Mixing multiple resource allocation settings
In theory an unequal distribution of resources is possible, in reality the presences of more virtual machines equal more demand. Now architecting an environment can be done in many ways, a popular method is to design for worst-case scenario. Great designs usually do not rely on a single element and therefor a configuration with the use of multiple resource allocation settings (reservations, shares and limits) might provide the level of performance throughout the cluster.
If you are using a cluster design as described in the scenario and you want to ensure that load and smoke testing do not interfere with the performance levels of the virtual machines in RP Gold, than a mix of resource pool reservations and shares might be a solution.
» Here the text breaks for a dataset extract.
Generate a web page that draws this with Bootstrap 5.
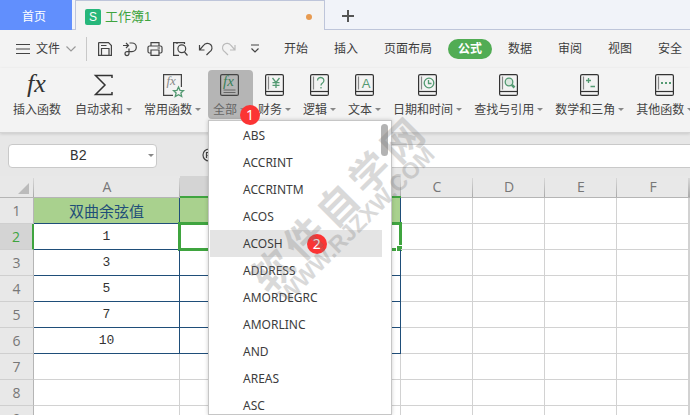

Determine the amount of resources that need to be permanently available to your production environment and configure a reservation on RP Gold. Hereby creating a pool of guaranteed resources and a pool for burstability. Allowing the remaining resources to be allocated by both resource pools on a dynamic and opportunistic basis. You can even further restrict the use of physical resources to the RP bronze by setting a limit on the resource pool.
Longing for SDDC? Start with resource pools!
Its too bad resource pools got a bad rep and maybe I have been a part of it by only describing worst-case scenarios. When understanding resource pool one recongnizes that resource pools are a crucial element in the Software Defined Datacenter. By using the correct mix of resource allocation settings you can provide an abstraction layer that is able to isolate resources for specific workloads or customers. Resources can be flexibly added, removed, or reorganized in resource pools as per changing business needs and priorities. All this is available to you without the need for tinkering with low-level settings on virtual machines or using power-cli scripts to adjust the shares on resource pools.